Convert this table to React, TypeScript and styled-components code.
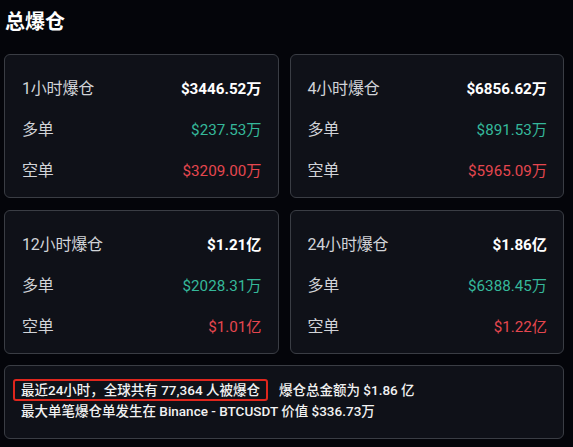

..........

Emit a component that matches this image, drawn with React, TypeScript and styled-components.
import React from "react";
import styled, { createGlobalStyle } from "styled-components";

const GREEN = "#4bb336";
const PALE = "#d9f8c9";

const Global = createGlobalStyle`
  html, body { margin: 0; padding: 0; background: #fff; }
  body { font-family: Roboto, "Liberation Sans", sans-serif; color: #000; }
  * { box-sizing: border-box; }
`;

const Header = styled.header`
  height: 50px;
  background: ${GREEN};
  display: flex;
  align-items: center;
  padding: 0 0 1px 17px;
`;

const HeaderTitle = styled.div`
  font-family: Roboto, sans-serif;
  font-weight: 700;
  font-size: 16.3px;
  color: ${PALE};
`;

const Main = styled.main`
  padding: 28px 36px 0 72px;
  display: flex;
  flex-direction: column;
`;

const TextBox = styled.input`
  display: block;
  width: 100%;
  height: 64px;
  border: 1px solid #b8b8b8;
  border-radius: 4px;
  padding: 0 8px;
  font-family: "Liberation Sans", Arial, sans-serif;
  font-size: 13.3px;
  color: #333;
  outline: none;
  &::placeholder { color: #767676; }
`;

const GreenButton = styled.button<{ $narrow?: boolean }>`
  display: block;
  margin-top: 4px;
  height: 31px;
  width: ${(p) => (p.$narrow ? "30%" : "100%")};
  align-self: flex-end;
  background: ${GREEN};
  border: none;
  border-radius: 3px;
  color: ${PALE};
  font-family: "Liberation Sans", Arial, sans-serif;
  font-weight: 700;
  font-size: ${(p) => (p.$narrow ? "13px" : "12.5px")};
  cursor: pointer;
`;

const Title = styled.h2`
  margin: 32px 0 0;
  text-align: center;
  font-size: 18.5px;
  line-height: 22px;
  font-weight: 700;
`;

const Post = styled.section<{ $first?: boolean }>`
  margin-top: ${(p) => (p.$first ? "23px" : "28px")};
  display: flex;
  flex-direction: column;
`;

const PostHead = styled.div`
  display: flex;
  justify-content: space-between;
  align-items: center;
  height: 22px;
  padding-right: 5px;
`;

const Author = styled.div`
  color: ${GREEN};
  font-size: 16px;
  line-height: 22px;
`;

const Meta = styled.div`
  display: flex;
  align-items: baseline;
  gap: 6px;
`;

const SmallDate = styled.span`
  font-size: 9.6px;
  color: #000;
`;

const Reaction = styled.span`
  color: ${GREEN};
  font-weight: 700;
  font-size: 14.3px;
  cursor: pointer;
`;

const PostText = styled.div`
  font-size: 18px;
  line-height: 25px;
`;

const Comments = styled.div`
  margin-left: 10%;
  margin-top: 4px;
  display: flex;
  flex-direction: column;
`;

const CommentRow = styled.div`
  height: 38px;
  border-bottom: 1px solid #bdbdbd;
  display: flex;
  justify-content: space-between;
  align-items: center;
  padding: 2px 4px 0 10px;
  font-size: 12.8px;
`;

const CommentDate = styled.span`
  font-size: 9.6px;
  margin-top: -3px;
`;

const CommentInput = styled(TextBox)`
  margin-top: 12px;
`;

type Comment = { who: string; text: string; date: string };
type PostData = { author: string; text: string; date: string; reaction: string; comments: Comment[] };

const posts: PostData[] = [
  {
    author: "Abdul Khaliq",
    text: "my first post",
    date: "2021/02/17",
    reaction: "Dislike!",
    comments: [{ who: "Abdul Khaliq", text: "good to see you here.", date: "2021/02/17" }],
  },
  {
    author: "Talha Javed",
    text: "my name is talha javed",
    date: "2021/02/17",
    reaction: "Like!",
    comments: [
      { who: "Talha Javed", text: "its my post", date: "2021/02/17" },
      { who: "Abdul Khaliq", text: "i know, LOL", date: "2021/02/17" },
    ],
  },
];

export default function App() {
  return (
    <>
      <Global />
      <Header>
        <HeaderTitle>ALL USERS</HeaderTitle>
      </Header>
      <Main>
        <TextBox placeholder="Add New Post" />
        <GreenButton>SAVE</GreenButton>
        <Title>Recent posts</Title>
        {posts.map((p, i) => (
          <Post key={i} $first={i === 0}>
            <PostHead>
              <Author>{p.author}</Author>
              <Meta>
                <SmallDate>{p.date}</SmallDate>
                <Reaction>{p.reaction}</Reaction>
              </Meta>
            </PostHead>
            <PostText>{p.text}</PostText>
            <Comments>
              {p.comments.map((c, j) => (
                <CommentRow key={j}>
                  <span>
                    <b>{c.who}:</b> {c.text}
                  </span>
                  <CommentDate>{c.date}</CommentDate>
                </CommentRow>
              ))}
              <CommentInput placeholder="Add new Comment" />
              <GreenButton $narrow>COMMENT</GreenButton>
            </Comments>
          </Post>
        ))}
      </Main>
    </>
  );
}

..........

**EXERCISE REQUIREMENTS**
Filter the entries down to the lines containing "this". Copy each of those lines.

**ANSWER IN FULL**
Convert this table to React, TypeScript and styled-components code.
Emit a component that matches this image, drawn with React, TypeScript and styled-components.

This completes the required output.